Labor’s horror story begins: no to Nauru, no to Manus Island

Detention on Nauru is already generating misery for the refugees sent there since September 14. Housed in tents with inadequate medical care and with no access to lawyers, the asylum seekers are effectively in limbo.

So far, they have been denied the opportunity to actually apply for refugee protection—and refugee advocates have heard that the Immigration Department is telling asylum seekers on Nauru they could be detained for up to eight months before their refugee claim process even begins.

Already, the first protests have started. On October 1, a kitchen, tents and lights were damaged by a group of Iranian and Iraqi asylum seekers on Nauru. Three asylum seekers spent the night in a Nauru police station.

The first protests and attempted suicide on Nauru show that already the desperation is taking its tollBut Nauru is not proving to be the “deterrent” of asylum seekers that Bowen was hoping for. By the second week of October, there were 210 asylum seekers on Nauru—210 too many, but still a long way short of the 500 that Immigration Minister Chris Bowen said would be there before the end of September.

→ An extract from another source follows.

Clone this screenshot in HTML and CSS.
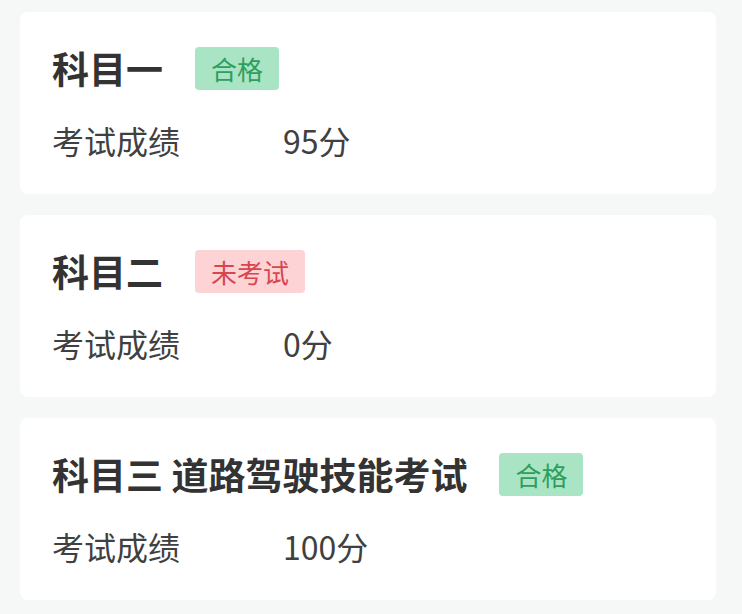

Bowen has tried to keep up the momentum of the Pacific Solution 2.0 and show his determination to stop the boats by declaring Manus Island “a regional processing country” and announcing that the detention centre at Manus Island will be opening within weeks. But since the August 13 starting date for the new Pacific Solution, around 3,900 asylum seekers have arrived in Australia—more than enough to fill Nauru and Manus Island at their projected maximum capacity twice over. Even since the first asylum seekers were sent to Nauru, almost 1300 asylum seekers have arrived in Australia.

And it is possible that a challenge to Manus Island detention will be mounted by Papua New Guinea human rights lawyers in PNG’s High Court, delaying or even stopping its opening.

In the meantime, the Labor government is desperately trying to shift asylum seekers who arrived before August 13 from mainland detention centres to make room for the thousands who have arrived since August 13. As the mainland detention centres fill, and with no further capacity to send them offshore, it is only a matter of time until some of those presently threatened with being sent to Nauru will actually be processed in Australia. Bowen is trying to delay that as long as possible in the vain hope that the threat of Nauru will see a drop in the number of boats arriving.

Bowen has made much of the fact that 47 Sri Lankan asylum seekers have “voluntarily” returned to Sri Lanka. However, there are serious doubts about the circumstances in which they made the decision to return, and whether they could possibly make an informed decision. None of them have been allowed to consult lawyers or refugee advocates.

We simply don’t know what the asylum seekers were told, either of the possibilities for applying for protection visas or about Nauru. One of them has already exposed to the media that the Australian government has not made good on its promise of providing him with a $3300 repatriation package.

There have been suggestions by both the Australian and Sri Lankan governments that the Sinhalese were crew for the asylum boats, but no Sri Lankans (Sinhalese or Tamil) have ever been prosecuted for people smuggling offences.

The majority of those who supposedly voluntarily returned to Sri Lanka are from the majority Sinhalese ethnic group, but Sinhalese opponents of Sri Lanka’s Rajapaksa regime are as ruthlessly persecuted as the Tamils.

Bowen has used the returns to cast doubts over the legitimacy of all Sri Lankan asylum claims. Opposition spokesperson Scott Morrison has gone one better and called for Sri Lankan asylum boats to be intercepted and turned around at sea. But, again, the numbers speak for themselves—47 people may have “voluntarily” signed to go back but almost 4,000 have arrived and will seek asylum.

Unravelling
The contradictions of Labor’s Pacific Solution 2.0 will slowly, but surely, be exposed. No amount of care by the Salvation Army will prevent the distress and the deterioration of the mental and physical health of refugees on Nauru. The horror stories of long-term detention on Nauru will inevitably emerge.

Similarly, the frustration, uncertainty and misery inflicted on the thousands held in Australian detention centres left wondering whether or not they could be sent to Nauru will inevitably take its toll on their mental health.

In both situations, the resistance of the asylum seekers themselves will become, and already has been, a headache for Bowen and Gillard.

Labor’s Pacific Solution 2.0 has handed the political initiative to the Liberals, who are constantly demanding the re-introduction of temporary protection visas and that asylum boats be turned around.

There is almost no measure of cruelty to which the parliament is not prepared to stoop in the race to “stop the boats”. Fighting the Liberals and the threat of an Abbott government means taking the fight to the Gillard government. The “not Nauru, not Manus Island” rallies this month will help do exactly that.